Task description —
Give the data below again exactly as written, without its pictures.

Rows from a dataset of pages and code
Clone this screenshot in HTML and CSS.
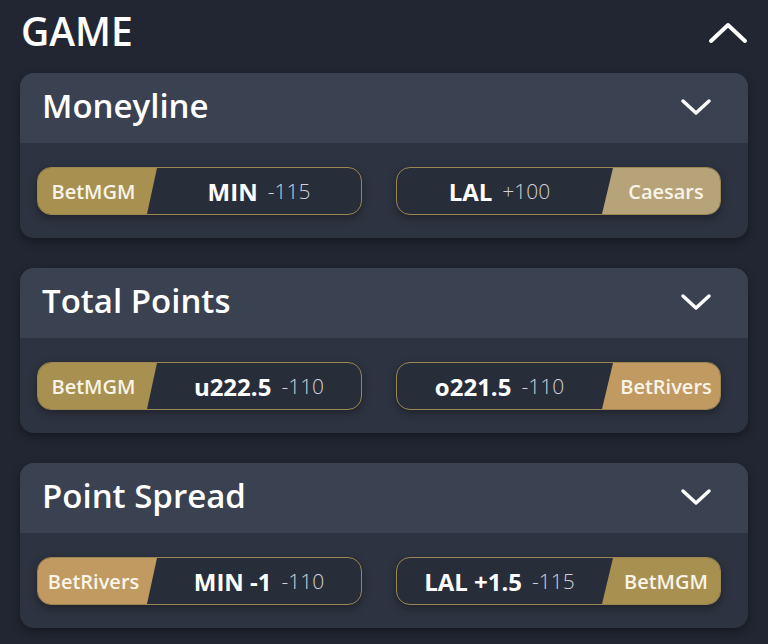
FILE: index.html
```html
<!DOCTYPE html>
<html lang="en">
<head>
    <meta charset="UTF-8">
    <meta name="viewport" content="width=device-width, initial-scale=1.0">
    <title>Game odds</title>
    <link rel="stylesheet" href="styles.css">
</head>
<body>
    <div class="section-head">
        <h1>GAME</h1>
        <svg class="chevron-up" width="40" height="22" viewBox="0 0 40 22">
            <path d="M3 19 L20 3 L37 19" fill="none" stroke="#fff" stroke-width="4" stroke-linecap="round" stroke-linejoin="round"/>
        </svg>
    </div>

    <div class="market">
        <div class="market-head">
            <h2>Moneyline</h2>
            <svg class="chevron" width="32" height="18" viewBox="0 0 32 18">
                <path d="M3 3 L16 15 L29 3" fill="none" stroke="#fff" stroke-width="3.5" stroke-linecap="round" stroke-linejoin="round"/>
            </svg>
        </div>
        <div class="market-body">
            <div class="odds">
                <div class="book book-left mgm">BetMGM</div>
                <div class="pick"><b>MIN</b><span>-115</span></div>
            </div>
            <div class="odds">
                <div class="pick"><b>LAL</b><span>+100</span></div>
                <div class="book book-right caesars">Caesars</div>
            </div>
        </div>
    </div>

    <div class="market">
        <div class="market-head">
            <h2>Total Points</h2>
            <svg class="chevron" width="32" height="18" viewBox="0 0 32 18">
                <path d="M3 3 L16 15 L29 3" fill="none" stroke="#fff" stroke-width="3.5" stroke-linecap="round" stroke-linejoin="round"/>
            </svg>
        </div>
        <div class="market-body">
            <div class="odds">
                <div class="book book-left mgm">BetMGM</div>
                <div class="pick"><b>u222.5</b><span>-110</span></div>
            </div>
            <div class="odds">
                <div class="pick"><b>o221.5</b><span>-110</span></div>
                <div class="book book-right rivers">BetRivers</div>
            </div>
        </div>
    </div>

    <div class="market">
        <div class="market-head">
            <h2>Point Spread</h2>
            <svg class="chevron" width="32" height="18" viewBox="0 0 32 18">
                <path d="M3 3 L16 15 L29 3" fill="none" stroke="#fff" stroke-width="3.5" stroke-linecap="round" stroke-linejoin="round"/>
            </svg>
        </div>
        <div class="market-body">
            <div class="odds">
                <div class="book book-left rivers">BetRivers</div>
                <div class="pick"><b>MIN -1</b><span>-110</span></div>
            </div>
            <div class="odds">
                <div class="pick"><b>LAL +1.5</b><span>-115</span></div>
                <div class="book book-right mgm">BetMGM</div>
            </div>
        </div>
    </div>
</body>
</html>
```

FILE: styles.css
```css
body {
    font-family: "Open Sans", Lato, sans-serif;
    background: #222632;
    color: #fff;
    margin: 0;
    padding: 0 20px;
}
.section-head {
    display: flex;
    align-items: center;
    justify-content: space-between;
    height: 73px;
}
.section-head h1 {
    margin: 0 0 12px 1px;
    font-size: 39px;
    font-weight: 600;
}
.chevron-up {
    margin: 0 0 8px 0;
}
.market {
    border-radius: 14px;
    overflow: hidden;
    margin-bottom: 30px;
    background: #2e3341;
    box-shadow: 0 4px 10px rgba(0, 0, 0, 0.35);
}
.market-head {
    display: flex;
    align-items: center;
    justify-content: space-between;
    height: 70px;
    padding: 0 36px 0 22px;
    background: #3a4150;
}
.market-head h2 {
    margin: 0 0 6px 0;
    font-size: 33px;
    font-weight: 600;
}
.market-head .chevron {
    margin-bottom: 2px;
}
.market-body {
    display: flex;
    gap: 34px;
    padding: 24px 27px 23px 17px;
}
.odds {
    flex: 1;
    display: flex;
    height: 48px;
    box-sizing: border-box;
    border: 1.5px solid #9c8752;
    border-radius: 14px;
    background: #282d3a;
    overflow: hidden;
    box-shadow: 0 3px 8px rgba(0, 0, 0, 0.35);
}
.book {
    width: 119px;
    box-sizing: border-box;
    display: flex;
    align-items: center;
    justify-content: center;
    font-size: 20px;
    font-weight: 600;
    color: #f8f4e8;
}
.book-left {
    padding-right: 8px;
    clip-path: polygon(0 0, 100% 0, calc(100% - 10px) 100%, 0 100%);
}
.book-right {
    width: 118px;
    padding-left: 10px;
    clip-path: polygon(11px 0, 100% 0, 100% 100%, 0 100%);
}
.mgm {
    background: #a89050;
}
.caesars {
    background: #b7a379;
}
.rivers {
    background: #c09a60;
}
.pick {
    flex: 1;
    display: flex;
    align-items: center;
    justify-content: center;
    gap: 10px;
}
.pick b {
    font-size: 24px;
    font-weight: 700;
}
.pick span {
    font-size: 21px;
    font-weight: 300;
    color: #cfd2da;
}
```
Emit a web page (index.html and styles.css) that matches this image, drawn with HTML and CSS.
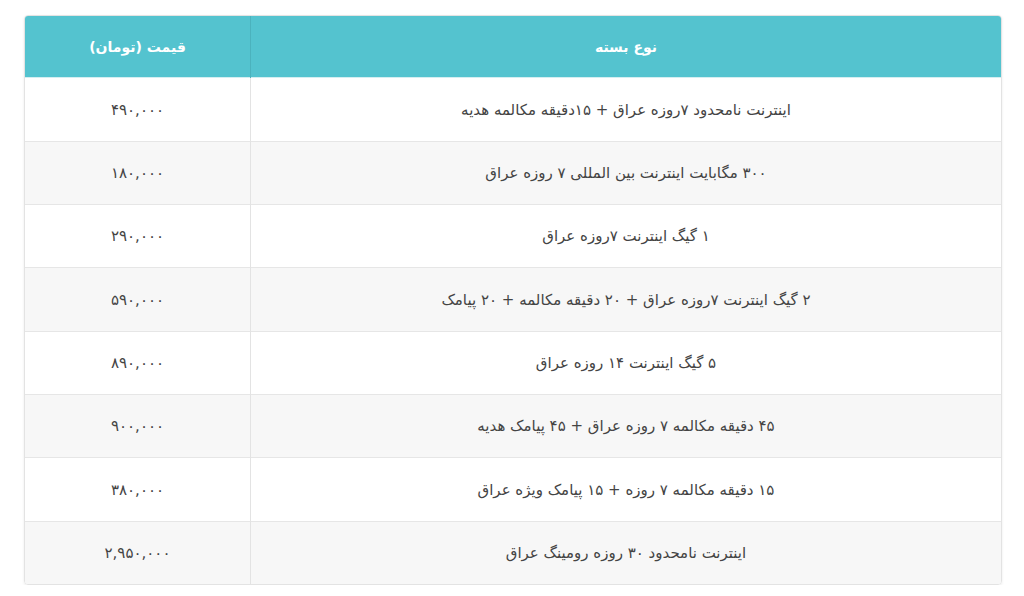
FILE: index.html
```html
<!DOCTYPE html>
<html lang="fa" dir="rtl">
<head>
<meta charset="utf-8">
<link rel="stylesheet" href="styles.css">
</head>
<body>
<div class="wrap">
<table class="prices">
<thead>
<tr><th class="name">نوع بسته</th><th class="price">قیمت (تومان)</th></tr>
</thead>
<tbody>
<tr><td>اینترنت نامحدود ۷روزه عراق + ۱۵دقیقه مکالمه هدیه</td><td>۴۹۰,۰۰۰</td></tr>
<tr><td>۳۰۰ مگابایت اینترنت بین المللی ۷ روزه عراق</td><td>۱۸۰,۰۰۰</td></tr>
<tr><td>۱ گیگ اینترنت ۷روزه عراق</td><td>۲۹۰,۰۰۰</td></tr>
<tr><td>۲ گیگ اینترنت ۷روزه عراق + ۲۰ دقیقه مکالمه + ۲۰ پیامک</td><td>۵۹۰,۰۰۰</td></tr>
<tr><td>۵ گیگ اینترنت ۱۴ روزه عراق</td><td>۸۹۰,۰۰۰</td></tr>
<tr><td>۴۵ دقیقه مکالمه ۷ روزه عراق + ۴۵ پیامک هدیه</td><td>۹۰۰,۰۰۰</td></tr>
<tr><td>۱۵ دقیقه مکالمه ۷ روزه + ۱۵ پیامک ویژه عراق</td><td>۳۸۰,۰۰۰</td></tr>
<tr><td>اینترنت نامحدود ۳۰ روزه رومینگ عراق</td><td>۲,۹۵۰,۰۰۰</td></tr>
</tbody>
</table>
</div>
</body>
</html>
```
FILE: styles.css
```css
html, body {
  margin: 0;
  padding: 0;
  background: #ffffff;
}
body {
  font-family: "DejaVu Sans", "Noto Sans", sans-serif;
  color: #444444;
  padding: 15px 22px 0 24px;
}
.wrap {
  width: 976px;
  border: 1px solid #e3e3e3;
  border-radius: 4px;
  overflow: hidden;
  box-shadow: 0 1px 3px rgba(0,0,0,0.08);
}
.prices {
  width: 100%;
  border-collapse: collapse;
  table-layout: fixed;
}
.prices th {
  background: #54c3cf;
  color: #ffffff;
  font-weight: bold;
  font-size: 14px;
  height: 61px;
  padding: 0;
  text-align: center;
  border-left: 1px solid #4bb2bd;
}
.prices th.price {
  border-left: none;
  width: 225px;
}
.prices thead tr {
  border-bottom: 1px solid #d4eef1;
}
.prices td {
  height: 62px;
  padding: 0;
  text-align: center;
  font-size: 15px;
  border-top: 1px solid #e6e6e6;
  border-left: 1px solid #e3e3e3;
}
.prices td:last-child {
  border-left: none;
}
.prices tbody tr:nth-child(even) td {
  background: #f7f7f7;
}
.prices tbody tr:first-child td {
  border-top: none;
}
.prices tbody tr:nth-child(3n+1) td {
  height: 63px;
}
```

Solution to the exercise —
Clone this screenshot in HTML and CSS.
FILE: index.html
```html
<!DOCTYPE html>
<html lang="en">
<head>
    <meta charset="UTF-8">
    <meta name="viewport" content="width=device-width, initial-scale=1.0">
    <title>Game odds</title>
    <link rel="stylesheet" href="styles.css">
</head>
<body>
    <div class="section-head">
        <h1>GAME</h1>
        <svg class="chevron-up" width="40" height="22" viewBox="0 0 40 22">
            <path d="M3 19 L20 3 L37 19" fill="none" stroke="#fff" stroke-width="4" stroke-linecap="round" stroke-linejoin="round"/>
        </svg>
    </div>

    <div class="market">
        <div class="market-head">
            <h2>Moneyline</h2>
            <svg class="chevron" width="32" height="18" viewBox="0 0 32 18">
                <path d="M3 3 L16 15 L29 3" fill="none" stroke="#fff" stroke-width="3.5" stroke-linecap="round" stroke-linejoin="round"/>
            </svg>
        </div>
        <div class="market-body">
            <div class="odds">
                <div class="book book-left mgm">BetMGM</div>
                <div class="pick"><b>MIN</b><span>-115</span></div>
            </div>
            <div class="odds">
                <div class="pick"><b>LAL</b><span>+100</span></div>
                <div class="book book-right caesars">Caesars</div>
            </div>
        </div>
    </div>

    <div class="market">
        <div class="market-head">
            <h2>Total Points</h2>
            <svg class="chevron" width="32" height="18" viewBox="0 0 32 18">
                <path d="M3 3 L16 15 L29 3" fill="none" stroke="#fff" stroke-width="3.5" stroke-linecap="round" stroke-linejoin="round"/>
            </svg>
        </div>
        <div class="market-body">
            <div class="odds">
                <div class="book book-left mgm">BetMGM</div>
                <div class="pick"><b>u222.5</b><span>-110</span></div>
            </div>
            <div class="odds">
                <div class="pick"><b>o221.5</b><span>-110</span></div>
                <div class="book book-right rivers">BetRivers</div>
            </div>
        </div>
    </div>

    <div class="market">
        <div class="market-head">
            <h2>Point Spread</h2>
            <svg class="chevron" width="32" height="18" viewBox="0 0 32 18">
                <path d="M3 3 L16 15 L29 3" fill="none" stroke="#fff" stroke-width="3.5" stroke-linecap="round" stroke-linejoin="round"/>
            </svg>
        </div>
        <div class="market-body">
            <div class="odds">
                <div class="book book-left rivers">BetRivers</div>
                <div class="pick"><b>MIN -1</b><span>-110</span></div>
            </div>
            <div class="odds">
                <div class="pick"><b>LAL +1.5</b><span>-115</span></div>
                <div class="book book-right mgm">BetMGM</div>
            </div>
        </div>
    </div>
</body>
</html>
```

FILE: styles.css
```css
body {
    font-family: "Open Sans", Lato, sans-serif;
    background: #222632;
    color: #fff;
    margin: 0;
    padding: 0 20px;
}
.section-head {
    display: flex;
    align-items: center;
    justify-content: space-between;
    height: 73px;
}
.section-head h1 {
    margin: 0 0 12px 1px;
    font-size: 39px;
    font-weight: 600;
}
.chevron-up {
    margin: 0 0 8px 0;
}
.market {
    border-radius: 14px;
    overflow: hidden;
    margin-bottom: 30px;
    background: #2e3341;
    box-shadow: 0 4px 10px rgba(0, 0, 0, 0.35);
}
.market-head {
    display: flex;
    align-items: center;
    justify-content: space-between;
    height: 70px;
    padding: 0 36px 0 22px;
    background: #3a4150;
}
.market-head h2 {
    margin: 0 0 6px 0;
    font-size: 33px;
    font-weight: 600;
}
.market-head .chevron {
    margin-bottom: 2px;
}
.market-body {
    display: flex;
    gap: 34px;
    padding: 24px 27px 23px 17px;
}
.odds {
    flex: 1;
    display: flex;
    height: 48px;
    box-sizing: border-box;
    border: 1.5px solid #9c8752;
    border-radius: 14px;
    background: #282d3a;
    overflow: hidden;
    box-shadow: 0 3px 8px rgba(0, 0, 0, 0.35);
}
.book {
    width: 119px;
    box-sizing: border-box;
    display: flex;
    align-items: center;
    justify-content: center;
    font-size: 20px;
    font-weight: 600;
    color: #f8f4e8;
}
.book-left {
    padding-right: 8px;
    clip-path: polygon(0 0, 100% 0, calc(100% - 10px) 100%, 0 100%);
}
.book-right {
    width: 118px;
    padding-left: 10px;
    clip-path: polygon(11px 0, 100% 0, 100% 100%, 0 100%);
}
.mgm {
    background: #a89050;
}
.caesars {
    background: #b7a379;
}
.rivers {
    background: #c09a60;
}
.pick {
    flex: 1;
    display: flex;
    align-items: center;
    justify-content: center;
    gap: 10px;
}
.pick b {
    font-size: 24px;
    font-weight: 700;
}
.pick span {
    font-size: 21px;
    font-weight: 300;
    color: #cfd2da;
}
```
Emit a web page (index.html and styles.css) that matches this image, drawn with HTML and CSS.
FILE: index.html
```html
<!DOCTYPE html>
<html lang="fa" dir="rtl">
<head>
<meta charset="utf-8">
<link rel="stylesheet" href="styles.css">
</head>
<body>
<div class="wrap">
<table class="prices">
<thead>
<tr><th class="name">نوع بسته</th><th class="price">قیمت (تومان)</th></tr>
</thead>
<tbody>
<tr><td>اینترنت نامحدود ۷روزه عراق + ۱۵دقیقه مکالمه هدیه</td><td>۴۹۰,۰۰۰</td></tr>
<tr><td>۳۰۰ مگابایت اینترنت بین المللی ۷ روزه عراق</td><td>۱۸۰,۰۰۰</td></tr>
<tr><td>۱ گیگ اینترنت ۷روزه عراق</td><td>۲۹۰,۰۰۰</td></tr>
<tr><td>۲ گیگ اینترنت ۷روزه عراق + ۲۰ دقیقه مکالمه + ۲۰ پیامک</td><td>۵۹۰,۰۰۰</td></tr>
<tr><td>۵ گیگ اینترنت ۱۴ روزه عراق</td><td>۸۹۰,۰۰۰</td></tr>
<tr><td>۴۵ دقیقه مکالمه ۷ روزه عراق + ۴۵ پیامک هدیه</td><td>۹۰۰,۰۰۰</td></tr>
<tr><td>۱۵ دقیقه مکالمه ۷ روزه + ۱۵ پیامک ویژه عراق</td><td>۳۸۰,۰۰۰</td></tr>
<tr><td>اینترنت نامحدود ۳۰ روزه رومینگ عراق</td><td>۲,۹۵۰,۰۰۰</td></tr>
</tbody>
</table>
</div>
</body>
</html>
```
FILE: styles.css
```css
html, body {
  margin: 0;
  padding: 0;
  background: #ffffff;
}
body {
  font-family: "DejaVu Sans", "Noto Sans", sans-serif;
  color: #444444;
  padding: 15px 22px 0 24px;
}
.wrap {
  width: 976px;
  border: 1px solid #e3e3e3;
  border-radius: 4px;
  overflow: hidden;
  box-shadow: 0 1px 3px rgba(0,0,0,0.08);
}
.prices {
  width: 100%;
  border-collapse: collapse;
  table-layout: fixed;
}
.prices th {
  background: #54c3cf;
  color: #ffffff;
  font-weight: bold;
  font-size: 14px;
  height: 61px;
  padding: 0;
  text-align: center;
  border-left: 1px solid #4bb2bd;
}
.prices th.price {
  border-left: none;
  width: 225px;
}
.prices thead tr {
  border-bottom: 1px solid #d4eef1;
}
.prices td {
  height: 62px;
  padding: 0;
  text-align: center;
  font-size: 15px;
  border-top: 1px solid #e6e6e6;
  border-left: 1px solid #e3e3e3;
}
.prices td:last-child {
  border-left: none;
}
.prices tbody tr:nth-child(even) td {
  background: #f7f7f7;
}
.prices tbody tr:first-child td {
  border-top: none;
}
.prices tbody tr:nth-child(3n+1) td {
  height: 63px;
}
```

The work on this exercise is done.